Author Joseph J. Depre has been traveling around the world to photograph and write about Street Art for the last few years and and when he returned to his hometown of Chicago he rediscovered his love and appreciation for the art in the streets of his city. The images in his first book just released give a very good documentation of the current scene while his essays are personal, poetic and passionate.

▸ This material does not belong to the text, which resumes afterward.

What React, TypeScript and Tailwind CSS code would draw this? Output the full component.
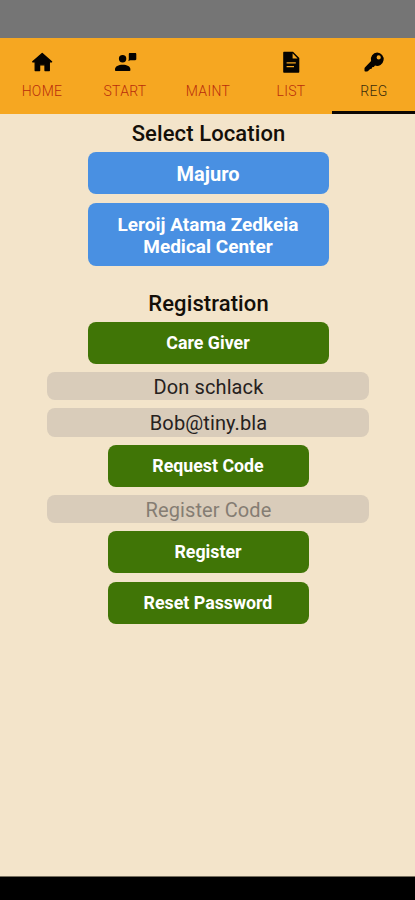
import React from "react";

const HomeIcon = () => (
  <svg width="24" height="24" viewBox="0 0 24 24" fill="#050301" stroke="#050301" strokeWidth="1.300" strokeLinejoin="round" className="block">
    <path d="M12.200 3.400 21.600 11.800H19.300v8.700H15v-5.700H9.600v5.700H5.200V11.800H2.700z" />
  </svg>
);

const StartIcon = () => (
  <svg width="24" height="24" viewBox="0 0 24 24" fill="#050301" className="block">
    <circle cx="9.600" cy="8.700" r="3.700" />
    <path d="M2 20.300v-.9c0-3.100 3.400-4.700 7.700-4.700s7.700 1.600 7.700 4.700v.9c0 .5-.3.800-.8.800H2.800c-.5 0-.8-.3-.8-.8z" />
    <path d="M15.800 4.200c0-.7.400-1.100 1.100-1.100h5.300c.7 0 1.100.4 1.100 1.100v4.900c0 .7-.4 1.100-1.100 1.100h-4.900l-2 .8.500-1.700z" />
  </svg>
);

const ListIcon = () => (
  <svg width="24" height="24" viewBox="0 0 24 24" fill="#050301" className="block">
    <path
      fillRule="evenodd"
      d="M5.200 1.700h8.800L20.300 8v13.800c0 .6-.4 1-1 1H5.200c-.6 0-1-.4-1-1V2.700c0-.6.400-1 1-1zM13.600 3.300v5.100h5zM7.600 12.200v1.300h9.200v-1.300zM7.600 15.900v1.300h7.400v-1.300z"
    />
  </svg>
);

const KeyIcon = () => (
  <svg width="24" height="24" viewBox="0 0 24 24" fill="#050301" className="block">
    <path
      fillRule="evenodd"
      d="M15.200 2.500a6.700 6.700 0 1 1-2.200 13.100l-1.200 1.400-1.700.2-.4 1.500-1.600.3-2 2c-.3.300-.6.500-1 .5H3.600c-.7 0-1.100-.4-1.100-1.100V18.500c0-.4.100-.7.400-1l6.200-6.500A6.700 6.700 0 0 1 15.200 2.500zM16.700 5.300a2.100 2.100 0 1 0 0 4.200 2.100 2.100 0 0 0 0-4.200z"
    />
  </svg>
);

type Tab = { label: string; icon: React.ReactNode; active?: boolean };

const tabs: Tab[] = [
  { label: "HOME", icon: <HomeIcon /> },
  { label: "START", icon: <StartIcon /> },
  { label: "MAINT", icon: null },
  { label: "LIST", icon: <ListIcon /> },
  { label: "REG", icon: <KeyIcon />, active: true },
];

const Action = ({ children, className }: { children: React.ReactNode; className: string }) => (
  <button
    className={`block rounded-lg text-center font-bold leading-[22px] text-white ${className}`}
  >
    {children}
  </button>
);

const field =
  "mt-2 block h-[28.500px] w-[322px] rounded-lg bg-[#d9ccba] pl-px pt-[2px] text-center text-[20px] leading-[26px] tracking-[0.1px] text-[#26211d] placeholder:text-[#857d73] placeholder:opacity-100";

export default function App() {
  return (
    <div className="flex h-[900px] w-full flex-col overflow-hidden bg-[#f3e4ca] font-['Roboto',sans-serif]">
      <div className="h-[38px] shrink-0 bg-[#757575]" />
      <nav className="grid h-[75.500px] shrink-0 grid-cols-5 bg-[#f6a721]">
        {tabs.map((tab) => (
          <div
            key={tab.label}
            className={`flex flex-col items-center border-b-[3px] pt-3 ${
              tab.active ? "border-[#0c0703] text-[#3a2d0c]" : "border-transparent text-[#b92d0c]"
            }`}
          >
            <div className="h-6">{tab.icon}</div>
            <span className="mt-[7px] pl-px text-[14px] font-[350] leading-5 tracking-[0.300px]">{tab.label}</span>
          </div>
        ))}
      </nav>
      <main className="flex grow flex-col items-center pl-px pt-[6.500px]">
        <h2 className="h-8 pl-px text-[22px] font-medium leading-[28px] tracking-[0.1px] text-[#140f09]">Select Location</h2>
        <Action className="h-[42px] w-[241px] bg-[#4990e2] pt-px text-[20px]">Majuro</Action>
        <Action className="mt-[8.500px] h-[63.500px] w-[241px] bg-[#4990e2] px-5 pt-[3px] text-[19px]">
          Leroij Atama Zedkeia Medical Center
        </Action>
        <h2 className="mt-6 h-[31.500px] pl-px text-[22px] font-medium leading-[28px] tracking-[0.1px] text-[#140f09]">
          Registration
        </h2>
        <Action className="h-[42px] w-[241px] bg-[#407506] text-[17.800px]">Care Giver</Action>
        <input className={field} defaultValue="Don schlack" />
        <input className={field} defaultValue="Bob@tiny.bla" />
        <Action className="mt-2 h-[42px] w-[201px] bg-[#407506] text-[17.800px]">Request Code</Action>
        <input className={field} placeholder="Register Code" />
        <Action className="mt-2 h-[42px] w-[201px] bg-[#407506] text-[17.800px]">Register</Action>
        <Action className="mt-[8.500px] h-[42px] w-[201px] bg-[#407506] text-[17.800px]">
          Reset Password
        </Action>
      </main>
      <div className="h-6 shrink-0 border-t border-[#77705f] bg-black" />
    </div>
  );
}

Brooklyn-Street-Art-CHICAGO-STREET-ART-bookOpening tomorrow at the Chicago Urban Art Society is a retrospective of work by many of the artists on that scene today.  With brand new works curated in this not-for-profit gallery environment developed by Lauren Pacheco and Peter Kepha, visitors will have the chance to see the Street Art talent that is growing in their community, including pieces by Artillary, Bonus Saves, Brooks Golden, Chris Silva, CLS, Senor Codo, Cody Hudson, CRO, Cyro, Chris Diers, Don’t Fret, Emen, 80 Legs, Tom Fennell IV, “It’s Yours, Take It”, Goons, The Grocer, Juan Angel Chavez, Kepto Salem, Melt, Nick Adam, Oscar Arriola, Poor Kid, Safety First, Saro, Sighn, Solve, Tiptoe, The Viking, You are Beautiful, among others. More information about the show at the end of the post.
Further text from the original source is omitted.